PennEWB’s Local ventures involve partnerships with various local organizations, both on-campus and off, and high schools to promote sustainable practices, and raise awareness about current topics in sustainability. Students take part in presentations, workshops and hands-on projects on topics ranging from water filtration to agriculture.
Partnership with Saul
For the past few years, we have maintained apartnership with Saul Agricultural High School to teach a series on sustainable development and related appropriate technologies. Some of the curriculum topics include biogas, biodiesel, geothermal energy harvestation, future car power technologies, climate change, and water conservation.
Aside from the educational aspects, we also engage in engineering projects at the farm the school is situated. Previously we had constructed a biogas digester to convert manure into usable energy. Currently, we are working on a mid-scale irrigation project to transport large bodies of water collected in rain water barrels to a field of crops. Our current project will allow the school and the farm workers to reuse rain water to irrigate crops in a systematic and environment-friendly water, while also removing a mosquito infestation that has flourished in the presence of stagnant water.
Partnership with Girard:
We have started a new partnership with Girard College, a local boarding school. At Girard, we work closely with the students, helping them learn about sustainability through experiments, demonstrations and other related projects. We have built solar cars and cleaned up oil spills, among many other exercises.
Despite the fact that our partnership with Girard is in its infancy, we have many projects and experiments planned for the coming year. We plan to build an irrigation system for a large vegetable garden on Girards’s campus. This irrigation system would allow one person to water the entire garden and will also reduce consumption of water by directing the water to each individual plot. We are also looking to build a green roof on one of the many buildings owned by the school. This goal is admittedly far off; however, a more reasonable goal of our Girard group is to build a small green roof on a large shed on the school’s grounds.

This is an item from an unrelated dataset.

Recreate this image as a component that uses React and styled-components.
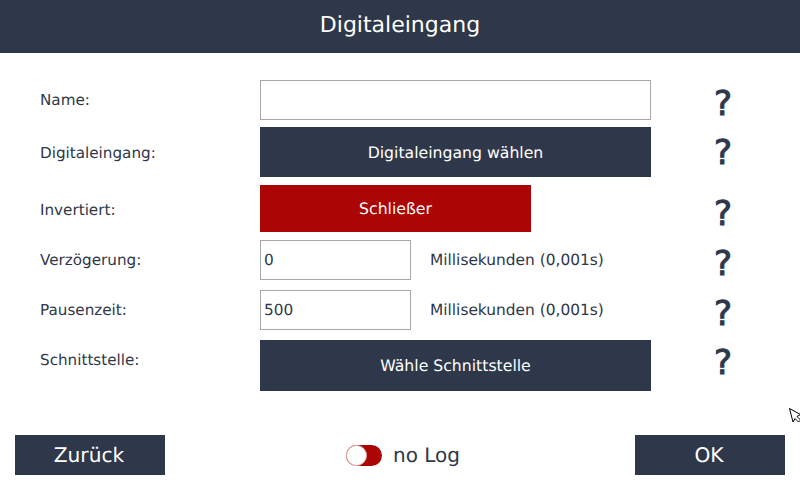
import React from "react"
import styled, { createGlobalStyle } from "styled-components"

const NAVY = "#2f384a"
const RED = "#ab0505"

const GlobalStyle = createGlobalStyle`
	html, body {
		margin: 0;
		padding: 0;
		background: #fff;
	}
	body {
		font-family: "DejaVu Sans", sans-serif;
		color: ${NAVY};
		text-rendering: geometricPrecision;
	}
	input, button {
		text-rendering: geometricPrecision;
	}
`

const rows = [
	{ label: "Name:", labelLine: 41, helpLine: 49, height: 40, gap: 27 },
	{ label: "Digitaleingang:", labelLine: 52, helpLine: 53, height: 50, gap: 7 },
	{ label: "Invertiert:", labelLine: 50, helpLine: 59, height: 47, gap: 8 },
	{ label: "Verzögerung:", labelLine: 41, helpLine: 49, height: 40, gap: 8 },
	{ label: "Pausenzeit:", labelLine: 41, helpLine: 49, height: 40, gap: 10 },
	{ label: "Schnittstelle:", labelLine: 41, helpLine: 47, height: 51, gap: 10 },
]

const App = () => {
	const control = (i) => {
		if (i === 0) return <TextField value="" $wide readOnly />
		if (i === 1) return <ActionButton>Digitaleingang wählen</ActionButton>
		if (i === 2) return <ActionButton $red>Schließer</ActionButton>
		if (i === 3 || i === 4) {
			return (
				<FieldWithUnit>
					<TextField value={i === 3 ? "0" : "500"} readOnly />
					<Unit>Millisekunden (0,001s)</Unit>
				</FieldWithUnit>
			)
		}
		return <ActionButton>Wähle Schnittstelle</ActionButton>
	}

	return (
		<Page>
			<GlobalStyle />
			<Header>Digitaleingang</Header>
			<Form>
				{rows.map((row, i) => (
					<Row key={row.label} $height={row.height} $gap={row.gap}>
						<Label $line={row.labelLine}>{row.label}</Label>
						{control(i)}
						<Help $line={row.helpLine}>?</Help>
					</Row>
				))}
			</Form>
			<Footer>
				<FooterButton>Zurück</FooterButton>
				<LogToggle>
					<Switch>
						<Knob />
					</Switch>
					<LogText>no Log</LogText>
				</LogToggle>
				<FooterButton>OK</FooterButton>
			</Footer>
			<Cursor width="14" height="17" viewBox="0 0 14 17">
				<path d="M1.5 1.5 L12.5 7.5 L9 9.5 L12.5 13 L10.5 15 L7 11.5 L5 15 Z" fill="#fff" stroke="#000" strokeWidth="1" />
			</Cursor>
		</Page>
	)
}

const Page = styled.div`
	position: relative;
	width: 800px;
	height: 480px;
	overflow: hidden;
	background: #fff;
	display: flex;
	flex-direction: column;
`

const Header = styled.header`
	height: 53px;
	flex: none;
	background-color: ${NAVY};
	color: #fff;
	font-size: 22px;
	line-height: 51px;
	text-align: center;
`

const Form = styled.main`
	flex: 1;
	padding-left: 40px;
`

const Row = styled.div`
	display: grid;
	grid-template-columns: 220px 391px 1fr;
	grid-template-rows: ${(p) => p.$height}px;
	align-items: stretch;
	margin-top: ${(p) => p.$gap}px;
`

const Label = styled.div`
	font-size: 15.2px;
	line-height: ${(p) => p.$line}px;
	color: ${NAVY};
`

const TextField = styled.input`
	box-sizing: border-box;
	width: ${(p) => (p.$wide ? "391px" : "151px")};
	height: 40px;
	margin: 0;
	padding: 0 3px;
	border: 1px solid #a5abaa;
	border-radius: 0;
	outline: none;
	background: #fff;
	font-family: "DejaVu Sans", sans-serif;
	font-size: 15.3px;
	color: ${NAVY};
`

const ActionButton = styled.button`
	box-sizing: border-box;
	width: ${(p) => (p.$red ? "271px" : "391px")};
	margin: 0;
	padding: 0;
	border: none;
	border-radius: 0;
	background-color: ${(p) => (p.$red ? RED : NAVY)};
	color: #fff;
	font-family: "DejaVu Sans", sans-serif;
	font-size: 15.7px;
`

const FieldWithUnit = styled.div`
	display: flex;
	align-items: center;
	gap: 19px;
`

const Unit = styled.span`
	font-size: 15.4px;
	color: ${NAVY};
`

const Help = styled.div`
	margin-left: 61px;
	width: 22px;
	text-align: center;
	font-size: 34px;
	font-weight: normal;
	-webkit-text-stroke: 1px ${NAVY};
	line-height: ${(p) => p.$line}px;
	color: ${NAVY};
`

const Footer = styled.footer`
	height: 40px;
	flex: none;
	margin-bottom: 5px;
	padding: 0 15px;
	display: flex;
	align-items: center;
	justify-content: space-between;
`

const FooterButton = styled.button`
	width: 150px;
	height: 40px;
	margin: 0;
	padding: 0 2px 0 0;
	border: none;
	border-radius: 0;
	background-color: ${NAVY};
	color: #fff;
	font-family: "DejaVu Sans", sans-serif;
	font-size: 20.2px;
`

const LogToggle = styled.div`
	display: flex;
	align-items: center;
	gap: 11px;
	margin-left: 6px;
`

const Switch = styled.div`
	position: relative;
	width: 36px;
	height: 21px;
	border-radius: 11px;
	background-color: ${RED};
`

const Knob = styled.div`
	position: absolute;
	left: 0;
	top: 0;
	box-sizing: border-box;
	width: 21px;
	height: 21px;
	border-radius: 50%;
	background: #fff;
	border: 1px solid #e8b4b4;
`

const LogText = styled.span`
	font-size: 20px;
	color: ${NAVY};
`

const Cursor = styled.svg`
	position: absolute;
	left: 788px;
	top: 407px;
`

export default App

Walnut Hill Community Association
With the intent of replicating the success we have enjoyed with Saul and expand, we hope to begin a partnership with the Walnut Hill Community Association. Currently, we are working out the details to begin a smaller-scaled irrigation project with the WHCA. For more information, check out their website.
New members are always welcome, and new ideas are even more welcome. If you can provide either one of these feel free to contact me at email@example.com.
Students from the Design committee have spent the past few months constructing a slow sand water filter designed to purify clean water to make it potable. Such filters may be used in communities across the globe without access to safe drinking water since they require only basic materials and do not involve access to electricity. Slow sand filters function because a biofilm composed of bacteria develops in the top of the filter after several weeks, trapping harmful bacteria, fungi, etc. previously present in the water. The filter assembled by the Design committee was displayed on Penn’s campus to raise awareness to the student body.
Over the past year, students from the Design committee have researched and evaluated methods of converting oils to biodiesel, an energy source that can be used as an alternative to traditional fueling materials. Through a relatively simple laboratory procedure, students have produced biodiesel from purchased vegetable oil and have tested the purity of the product. The next steps include creating biodiesel from waste oil obtained from local restaurants and finding productive uses of the biodiesel on Penn’s campus.